En una entrevista que dio el filósofo Martin Heidegger (en medio de la Guerra Fría y de la preocupación por la tecnificación del mundo y las amenazas nucleares), cuando el periodista le preguntó si la filosofía podía salvar a la humanidad, inesperadamente el pensador alemán contestó: “solo un Dios podrá salvarnos”. Un agnóstico poniendo la esperanza en un “Dios por venir”, en medio de un escenario de polarización mundial, era desde luego inquietante. Me vi a mí mismo repitiendo esa misma frase en voz baja cuando vi la foto de los constituyentes en las Ruinas de Huanchaca, en Antofagasta, lugar que escogieron para cerrar simbólicamente el trabajo de la Convención. La primera foto —la del inicio de la Convención— fue en los jardines del antiguo Congreso, edificio de fuertes resonancias republicanas; la última, en el desierto y sobre unas ruinas, y sin bandera chilena a la vista.
En el escenario de polarización al que nos encaminamos en el plebiscito de salida, y donde no parece haber liderazgos que nos conduzcan a la sensatez y la moderación, solo queda decir: “solo un Dios podrá salvarnos”. Si reemplazamos “Dios” por “estado de ánimo” (otra palabra muy importante en el pensamiento de Heidegger), queda así: “solo un nuevo estado de ánimo podrá salvarnos”. Un nuevo estado de ánimo del país, que reemplace la ira que ha contaminado la política, pero también nuestra vida cotidiana. En cada esquina, en una población, o en un campo de La Araucanía, o en el norte, los chilenos sufrimos diariamente la ira o la ejercemos contra otros: nos sale de adentro a borbotones. En la Convención hubo más ira que concordia, la misma que avanza en las redes sociales a la velocidad de la luz y que ha devastado de manera brutal el espacio público. “Ira y tiempo” tituló otro pensador alemán, Sloterdijk, en un recorrido por el estado de ánimo de la ira y el resentimiento desde la guerra de Troya y Aquiles. Sloterdijk habla de los “bancos de resentimiento” que algunos se dedican a administrar, pues suelen traer muchos beneficios e intereses.

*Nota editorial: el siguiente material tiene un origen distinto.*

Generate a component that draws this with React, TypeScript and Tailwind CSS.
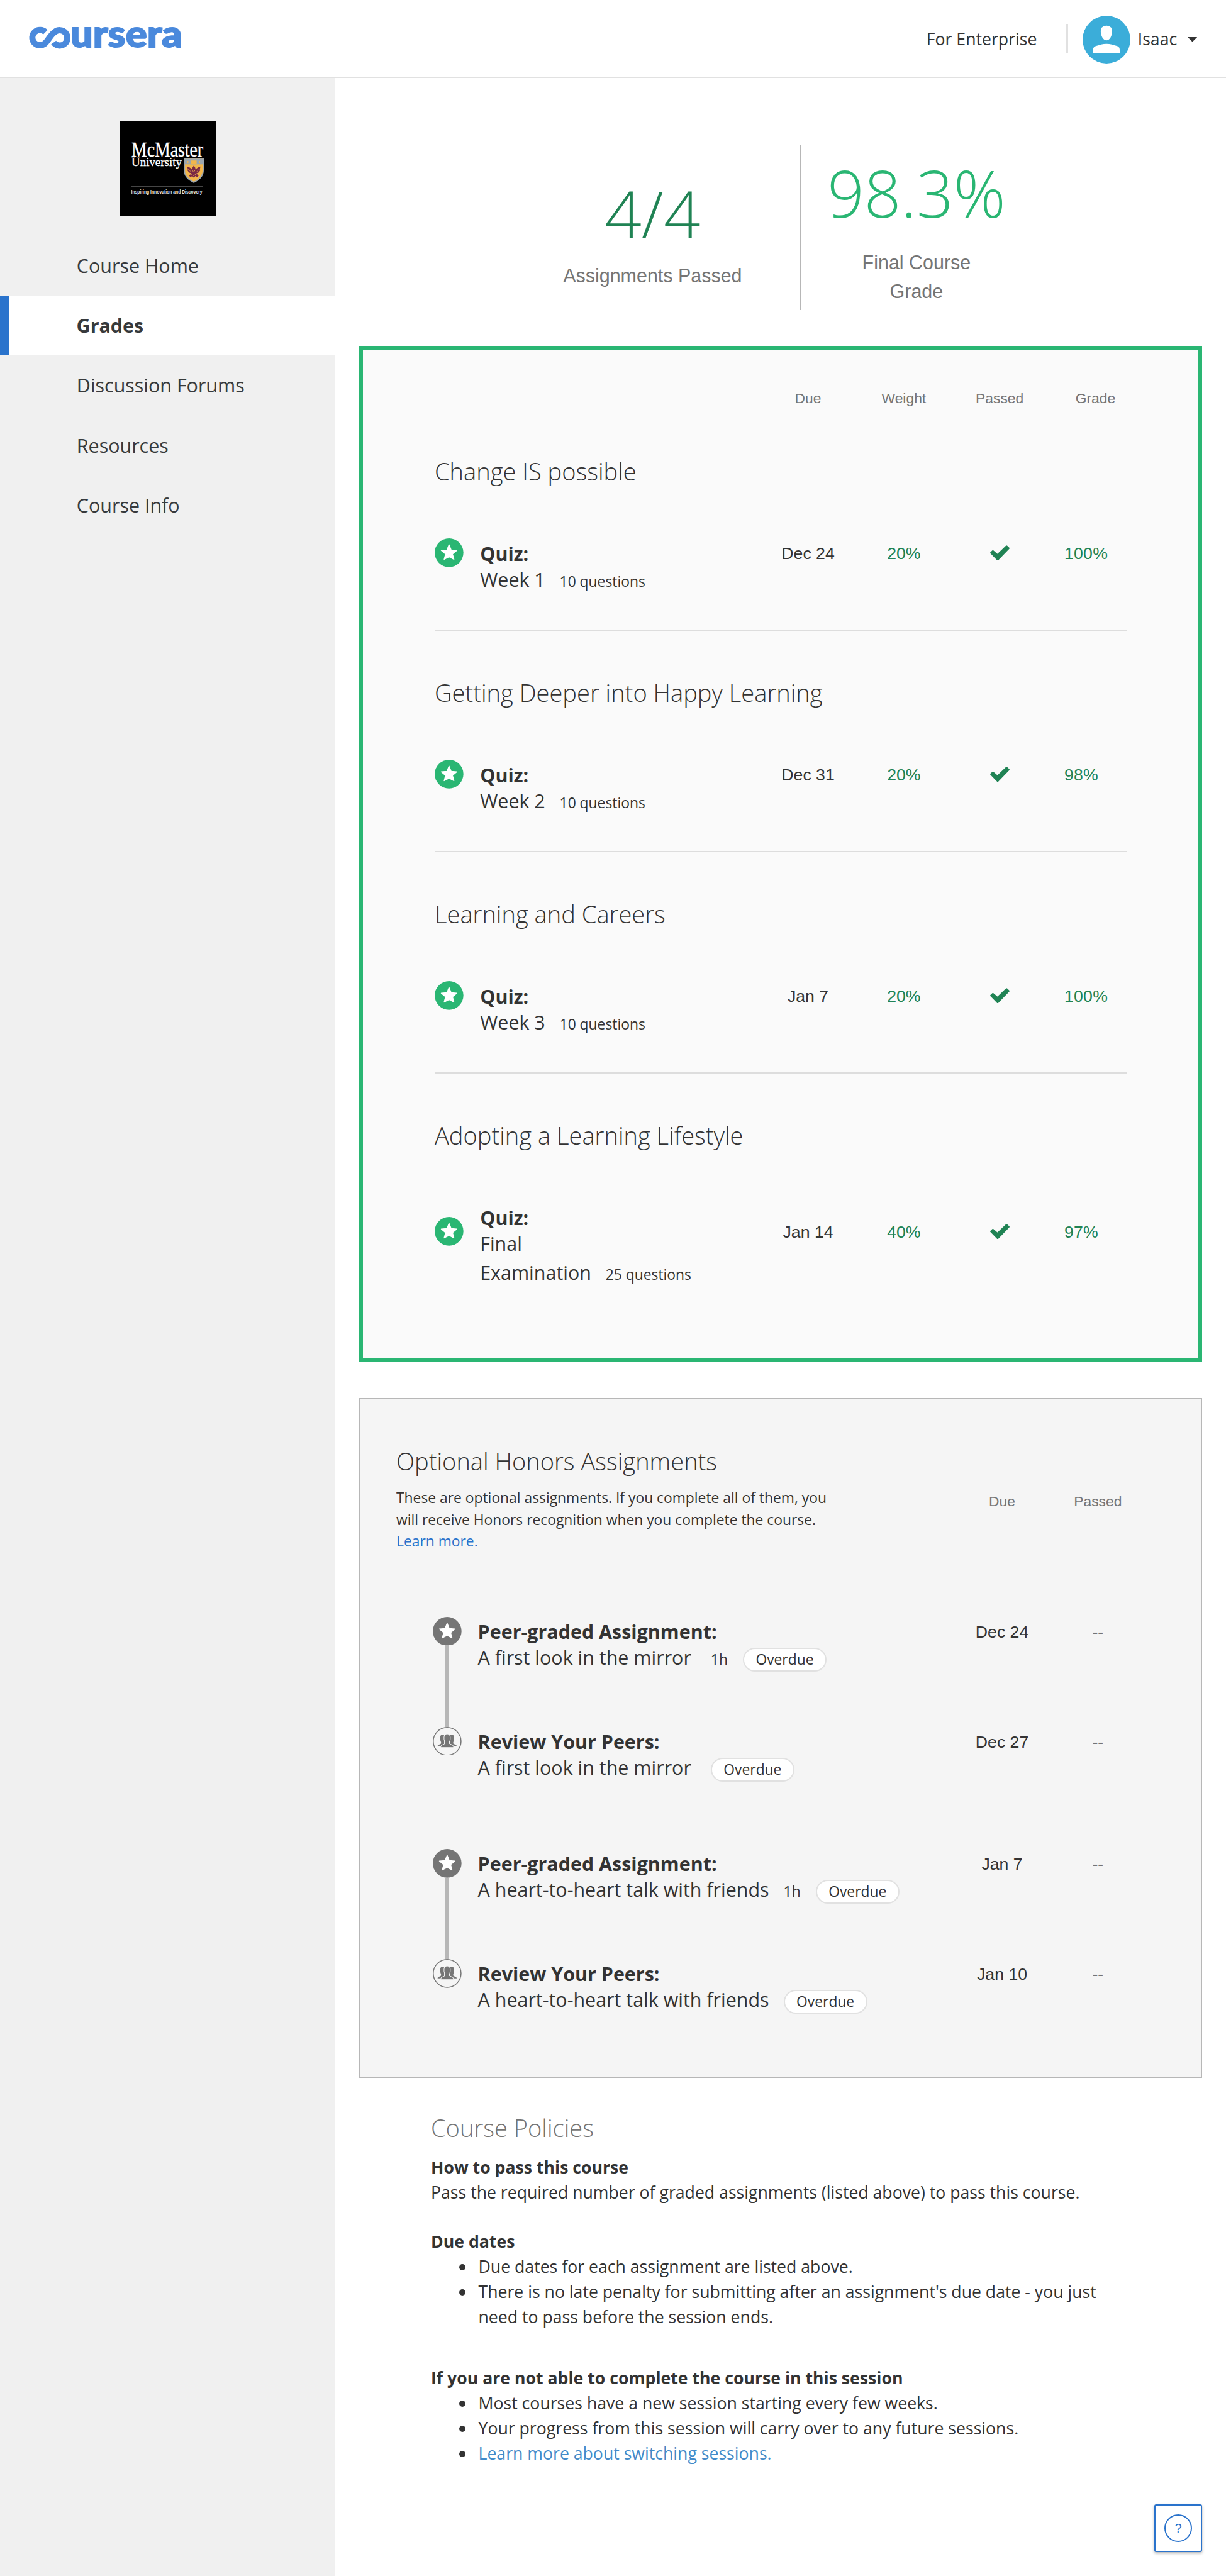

¿Había algo que celebrar en Antofagasta en el acto de cierre de la Convención? El borrador de la nueva Constitución (que estoy leyendo lentamente y con el menor prejuicio posible, para no caer presa de la ira yo mismo) no parece vaya a sacar a Chile de la polarización (caldo de cultivo de la ira), sino que puede estancarnos ahí, empantanarnos en ese punto ciego en que los países empiezan a autodestruirse a sí mismos cuando no son capaces de dibujar un mapa compartido. Había una esperanza en el plebiscito de entrada de transitar, del malestar y la ira, al diálogo y el cambio pacífico e institucional, una esperanza refrendada por una mayoría transversal (donde cabían izquierda, derecha y centro), mayoría que se desvaneció. Queda solo la izquierda (en realidad una parte de ella) que parece mirarse autocomplaciente y satisfecha en el espejo que es este borrador, y decir: “Constitución, constitucioncita, ¿quién es de estos contornos la más hermosa?”. El borrador contesta: “yo”. Muchos no se atreven a decirle que hay otra Constitución más bella, la que no se escribió nunca, una Constitución reformista en la que habríamos cabido todos y que habría preparado el camino a ese único Dios que puede salvarnos: la reconciliación. Reconciliación con nosotros mismos, con nuestras heridas, nuestras luces y sombras, con el que piensa distinto a mí pero es parte de la misma historia.
El narcisismo constituyente de esta Convención tendrá sus costos, salvo que un milagro (un Dios) nos salve a último minuto. Habrá que repetir esa frase de Heidegger como un mantram, pero no en celebraciones excluyentes ni sobre ruinas, sino sobre la única tierra firme posible: la de nuestra República. ¿Volvamos a comenzar otra vez en los jardines del antiguo Congreso? ¿Y que la foto esta vez no salga corrida? ¿Todos juntos y sin interrumpir a esos niños que interpretan un hermoso himno, nuestro himno nacional?